警察官は、日頃から拳銃を扱う訓練を受けています。同時に、拳銃の危険さも身にしみている。たくさんの知識があるので、失敗した時のリスクも考えてしまうんです。

・もし犯人の急所に当たってしまったら、命を奪うことになる

・外した流れ弾で被害が出たらいけないので、周囲を確認

・正当防衛になるように、撃ってもいい状況かギリギリまで見極める

それらに加えて、今回はゲームとはいえ「プロとして外せない。一般の主婦になんて負けたら面目まるつぶれ」というリスクもある。

心のブレーキがたくさん働いて、なんと警察官グループが負けてしまったんです。主婦たちは、基本的な銃の使い方だけを習って、素直に動く的を狙って撃った。

「きゃー、当たったー、すごーい」

ハイタッチして喜び合っている。シンプルに、的しか見てないんですね。的に向かって撃つ、それだけ。周囲のことは見えていない。余計なブレーキがないぶん、スッと進むのです。

やりたいことを次々に叶えている人たちを観察していると、この主婦感覚なんですね。それ私もやりたい→どうやればいいの?→わかった、やってみる→できた! それだけ。シンプルなんです。

メンタルお化けというか、多動力というか、ブレーキなしの無双モードになっている起業家っていますよね。彼らにインタビューしてて感じる共通点は、死にかけた体験。病気だったり事故だったりもありますし、失敗続きのどん底でもう人生を自ら閉じてしまおうとギリギリの淵に立った人。破産し一家離散して引きこもり、精神的な死を経験した人もいます。

こういった臨死体験が、ブレーキを外すんですね。失敗したら恥ずかしいとか、お金や信用を失ったらとか、批判されたら、誰かを悲しませたらとか、本当にどうでもいい。どう転んだって今よりはマシだと悟って、「行動の鬼」と化すのです。

どんなにブレーキが強い人でも、どん底まで落ちると悟ります。居心地の良い時には変われないのに、どん底でこそイノベーションが起こる理由のひとつはこれです。

もうタイタニックが沈むとなったら、面倒だとか海が冷たいとか可愛いままでいたいとか、ブレーキは外れるんです。「ばかやろう、死ぬぞ」と。火事場の馬鹿力が出る。

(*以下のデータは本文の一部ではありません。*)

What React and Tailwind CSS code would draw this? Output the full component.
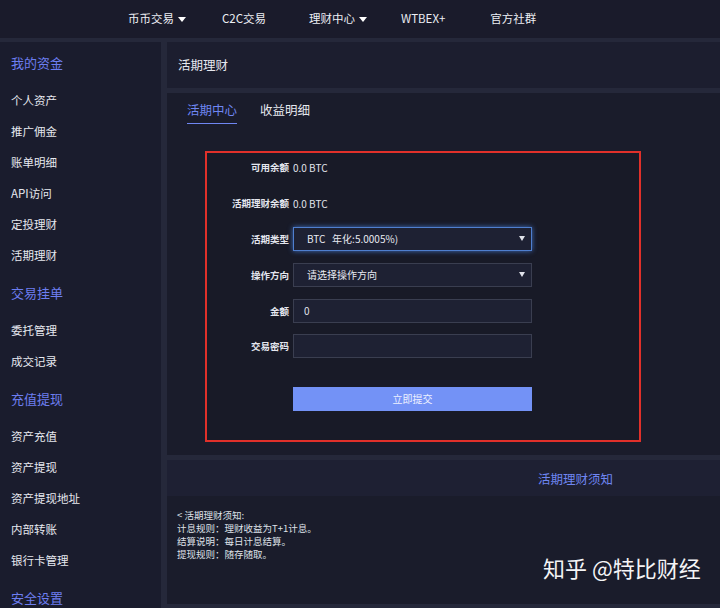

「こんな現状、もういやだ! 二度とくり返してなるものか」

感情が爆発するくらいの底を味わえば、強いブレーキも外れます。

バスケ界のレジェンド、コービー・ブライアントも言っています。

「海に沈み、息ができない。水面からなんとしても顔を出したい。常時そのくらい渇望しないとNBA選手にはなれないよ」

もちろん主婦感覚で無邪気にブレーキなしで夢を叶える人もいるし、ブレーキが強めの人はブレーキを外す技術を身につけること。その技術がない場合、一度どん底まで落ちないと変われない、ということです。

なんて今日はハードな話をしてきましたが、できるならどん底は避けたいのが人情ですよね。ですから、やりたいことを思いついたら、5秒以内に小さな行動をせよ。「5秒ルール」を唱えているセルフマネジメントの専門家もいます。

「ピンときたらゴー」

自由大学でも、そう勧めてます。余計なブレーキがかかる前に、一歩踏み出してしまう。車と同じで、ブレーキを踏まないだけでいい。勝手に進むのが人間なのです。